[PATCH v3 0/2] KVM: x86/mmu: Run NX huge page recovery under MMU read lock

Vipin Sharma posted 2 patches 2 months, 3 weeks ago
arch/x86/include/asm/kvm_host.h |  13 +++-
arch/x86/kvm/mmu/mmu.c          | 116 ++++++++++++++++++++++----------
arch/x86/kvm/mmu/mmu_internal.h |   8 ++-
arch/x86/kvm/mmu/tdp_mmu.c      |  73 ++++++++++++++++----
arch/x86/kvm/mmu/tdp_mmu.h      |   6 +-
5 files changed, 164 insertions(+), 52 deletions(-)
[PATCH v3 0/2] KVM: x86/mmu: Run NX huge page recovery under MMU read lock
Posted by Vipin Sharma 2 months, 3 weeks ago
Split NX huge page recovery in two separate flows, one for TDP MMU and
one for non-TDP MMU.

TDP MMU flow will use MMU read lock and non-TDP MMU flow will use MMU
write lock. This change unblocks vCPUs which are waiting for MMU read
lock while NX huge page recovery is running and zapping MMU pages.

A Windows guest was showing network latency jitters which was root
caused to vCPUs waiting for MMU read lock when NX huge page recovery
thread was holding MMU write lock. Disabling NX huge page recovery fixed
the jitter issue.

So, to optimize NX huge page recovery, it was modified to run under MMU
read lock, the switch made jitter issue disappear completely and vCPUs
wait time for MMU read lock reduced drastically. Patch 2 commit log has
the data from the tool to show improvement observed.

Patch 1 splits the NX huge pages tracking into two lists, one for TDP
MMU and one for shadow and legacy MMU. Patch 2 adds support to run
recovery worker under MMU read lock for TDP MMU pages.

v3:
- Use pointers in track and untrack NX huge pages APIs for accounting.
- Remove #ifdefs from v2.
- Fix error in v2 where TDP MMU flow was using
  cond_resched_rwlock_write() instead of cond_resched_rwlock_read() 
- Keep common code for both TDP and non-TDP MMU logic.
- Create wrappers for TDP MMU data structures to avoid #ifdefs.

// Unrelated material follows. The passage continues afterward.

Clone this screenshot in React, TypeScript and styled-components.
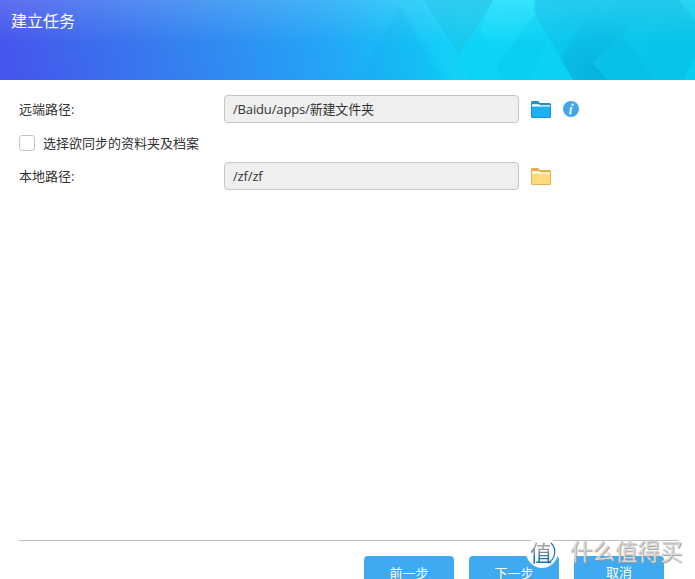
import React, {FC} from 'react';
import styled, {createGlobalStyle} from 'styled-components';

const FONT = `"Open Sans", "Noto Sans CJK SC", sans-serif`;

const GlobalStyle = createGlobalStyle`
  html, body {
    margin: 0;
    padding: 0;
    background: #fff;
    overflow: hidden;
  }
`;

const HeaderFacets: FC = () => (
    <FacetSvg viewBox="0 0 695 80" width="695" height="80">
        <defs>
            <linearGradient id="bright" x1="0" y1="0" x2="0" y2="1">
                <stop offset="0" stopColor="#3cecff" stopOpacity=".6"/>
                <stop offset="1" stopColor="#12d8fa" stopOpacity=".08"/>
            </linearGradient>
            <radialGradient id="deep" cx=".35" cy=".9" r=".7">
                <stop offset="0" stopColor="#0595c8" stopOpacity=".4"/>
                <stop offset="1" stopColor="#0a9ed0" stopOpacity=".04"/>
            </radialGradient>
        </defs>
        <polygon points="399,6 357,80 443,80" fill="#1093dc" opacity=".09"/>
        <polygon points="372,0 424,0 459,55 470,80 452,80 399,6" fill="#6fe4ff" opacity=".06"/>
        <polygon points="424,0 493,0 459,55" fill="#2eb4d8" opacity=".3"/>
        <polygon points="493,0 533,0 537,12 497,63 480,30" fill="url(#bright)"/>
        <polygon points="537,0 593,0 560,57 533,10" fill="#0ea6d6" opacity=".22"/>
        <polygon points="520,37 547,42 530,80 500,80 497,63" fill="#0aa8d6" opacity=".1"/>
        <polygon points="593,0 680,0 695,22 695,58 683,80 573,80 560,57" fill="#0ba2d2" opacity=".2"/>
        <polygon points="605,15 620,0 665,0 622,35 593,63 607,80 573,80 560,57 593,3" fill="url(#deep)"/>
        <polygon points="622,35 640,58 652,80 607,80 593,63" fill="#0590c4" opacity=".08"/>
    </FacetSvg>
);

const FolderIcon: FC<{back: string; front: string}> = ({back, front}) => (
    <svg width="20" height="17" viewBox="0 0 20 17">
        <path d="M0 1.5 Q0 0 1.5 0 H7 L9 2 H18.5 Q20 2 20 3.5 V15.5 Q20 17 18.5 17 H1.5 Q0 17 0 15.5Z" fill={back}/>
        <path d="M1 3.2 H8 L9 4.2 H19 V6 H1Z" fill="#fff"/>
        <path d="M1 5.5 H19 V15 Q19 16 18 16 H2 Q1 16 1 15Z" fill={front}/>
    </svg>
);

const InfoIcon: FC = () => (
    <svg width="16" height="16" viewBox="0 0 16 16">
        <circle cx="8" cy="8" r="8" fill="#42a5f0"/>
        <circle cx="9.6" cy="3.8" r="1.3" fill="#e4f1fc"/>
        <path d="M7.4 6 H9.6 L8.1 12 Q8 12.6 9 12 L9.1 12.6 Q7.6 13.8 6.5 13.4 Q5.9 13.1 6.1 12.3 L7.2 7 L6.5 6.8Z" fill="#e4f1fc"/>
    </svg>
);

const WatermarkBadge: FC = () => (
    <svg width="32" height="32" viewBox="0 0 32 32">
        <circle cx="16" cy="16" r="16" fill="#fff" opacity=".95"/>
        <path d="M22 27 A12.5 12.5 0 0 0 25 7" fill="none" stroke="#1c6fa8" strokeWidth="1.2"/>
    </svg>
);

export default function App() {
    return (
        <Page>
            <GlobalStyle/>
            <Header>
                <HeaderFacets/>
                <Title>建立任务</Title>
            </Header>
            <Body>
                <Row>
                    <FieldLabel>远端路径:</FieldLabel>
                    <PathBox>/Baidu/apps/新建文件夹</PathBox>
                    <FolderSlot><FolderIcon back="#1f8fd0" front="#1ab2f2"/></FolderSlot>
                    <InfoSlot><InfoIcon/></InfoSlot>
                </Row>
                <CheckRow>
                    <CheckBox/>
                    <CheckText>选择欲同步的资料夹及档案</CheckText>
                </CheckRow>
                <Row>
                    <FieldLabel>本地路径:</FieldLabel>
                    <PathBox>/zf/zf</PathBox>
                    <FolderSlot><FolderIcon back="#e0b050" front="#ffdb7a"/></FolderSlot>
                </Row>
            </Body>
            <Footer>
                <Divider/>
                <Buttons>
                    <ActionButton $lower>前一步</ActionButton>
                    <ActionButton $lower>下一步</ActionButton>
                    <ActionButton>取消</ActionButton>
                </Buttons>
            </Footer>
            <Watermark>
                <BadgeWrap>
                    <WatermarkBadge/>
                    <BadgeChar>值</BadgeChar>
                </BadgeWrap>
                <WatermarkText>什么值得买</WatermarkText>
            </Watermark>
        </Page>
    );
}

const Page = styled.div`
  position: relative;
  width: 695px;
  height: 579px;
  overflow: hidden;
  display: flex;
  flex-direction: column;
  background: #fff;
  font-family: ${FONT};
  color: #333;
`;

const Header = styled.div`
  position: relative;
  height: 80px;
  flex-shrink: 0;
  padding: 11px 0 0 11px;
  box-sizing: border-box;
  background:
    linear-gradient(180deg, rgba(255, 255, 255, .14) 0%, rgba(255, 255, 255, 0) 55%),
    linear-gradient(78deg, #4653ec 0%, #3384f0 28%, #22a8f7 48%, #0cd4f8 66%, #08cdf0 100%);
`;

const FacetSvg = styled.svg`
  position: absolute;
  top: 0;
  left: 0;
`;

const Title = styled.div`
  position: relative;
  font-size: 16px;
  line-height: 20px;
  color: #fff;
`;

const Body = styled.div`
  flex: 1;
  display: flex;
  flex-direction: column;
  padding: 15px 0 0 19px;
`;

const Row = styled.div`
  display: flex;
  align-items: center;
  height: 28px;
`;

const FieldLabel = styled.div`
  width: 205px;
  padding-bottom: 2px;
  font-size: 13px;
`;

const PathBox = styled.div`
  width: 295px;
  height: 28px;
  box-sizing: border-box;
  padding-left: 8px;
  border: 1px solid #c4c4c4;
  border-radius: 4px;
  background: #efefef;
  font-size: 13px;
  line-height: 27px;
  letter-spacing: -0.15px;
  color: #333;
`;

const FolderSlot = styled.div`
  display: flex;
  margin-left: 12px;
`;

const InfoSlot = styled.div`
  display: flex;
  margin-left: 12px;
`;

const CheckRow = styled.div`
  display: flex;
  align-items: center;
  height: 39px;
`;

const CheckBox = styled.div`
  width: 16px;
  height: 16px;
  box-sizing: border-box;
  border: 1px solid #c4c4c4;
  border-radius: 3px;
  background: #fff;
`;

const CheckText = styled.div`
  margin-left: 8px;
  font-size: 13px;
`;

const Footer = styled.div`
  height: 39px;
  flex-shrink: 0;
  padding: 0 16px 0 19px;
`;

const Divider = styled.div`
  height: 1px;
  background: #bdbac4;
`;

const Buttons = styled.div`
  display: flex;
  justify-content: flex-end;
  gap: 15px;
  padding: 15px 15px 0 0;
`;

const ActionButton = styled.div<{$lower?: boolean}>`
  width: 90px;
  height: 30px;
  box-sizing: border-box;
  padding-top: ${({$lower}) => ($lower ? 9 : 8)}px;
  border-radius: 4px 4px 0 0;
  background: #3fa9f2;
  color: #fff;
  font-size: 13px;
  line-height: 16px;
  text-align: center;
`;

const Watermark = styled.div`
  position: absolute;
  left: 526px;
  top: 536px;
  display: flex;
  align-items: center;
  gap: 12px;
`;

const BadgeWrap = styled.div`
  position: relative;
  width: 32px;
  height: 32px;
`;

const BadgeChar = styled.div`
  position: absolute;
  left: 4px;
  top: 2px;
  font-size: 22px;
  line-height: 28px;
  background: linear-gradient(180deg, #a0a0a0 35%, #1c6fa8 75%);
  -webkit-background-clip: text;
  background-clip: text;
  color: transparent;
`;

const WatermarkText = styled.div`
  font-size: 22.5px;
  line-height: 28px;
  color: #d8d8d8;
  text-shadow: 1px 1px 1px #9a9a9a;
`;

v2: https://lore.kernel.org/kvm/20240829191135.2041489-1-vipinsh@google.com/#t
- Track legacy and TDP MMU NX huge pages separately.
- Each list has their own calculation of "to_zap", i.e. number of pages
  to zap.
- Unaccount huge page before dirty log check and zap logic in TDP MMU recovery
  worker. Check patch 4 for more details.
- 32 bit build issue fix.
- Sparse warning fix for comparing RCU pointer with non-RCU pointer.
  (sp->spt == spte_to_child_pt())


v1: https://lore.kernel.org/kvm/20240812171341.1763297-1-vipinsh@google.com/#t

Vipin Sharma (2):
  KVM: x86/mmu: Track TDP MMU NX huge pages separately
  KVM: x86/mmu: Recover TDP MMU NX huge pages using MMU read lock

 arch/x86/include/asm/kvm_host.h |  13 +++-
 arch/x86/kvm/mmu/mmu.c          | 116 ++++++++++++++++++++++----------
 arch/x86/kvm/mmu/mmu_internal.h |   8 ++-
 arch/x86/kvm/mmu/tdp_mmu.c      |  73 ++++++++++++++++----
 arch/x86/kvm/mmu/tdp_mmu.h      |   6 +-
 5 files changed, 164 insertions(+), 52 deletions(-)


base-commit: 332d2c1d713e232e163386c35a3ba0c1b90df83f
-- 
2.46.0.469.g59c65b2a67-goog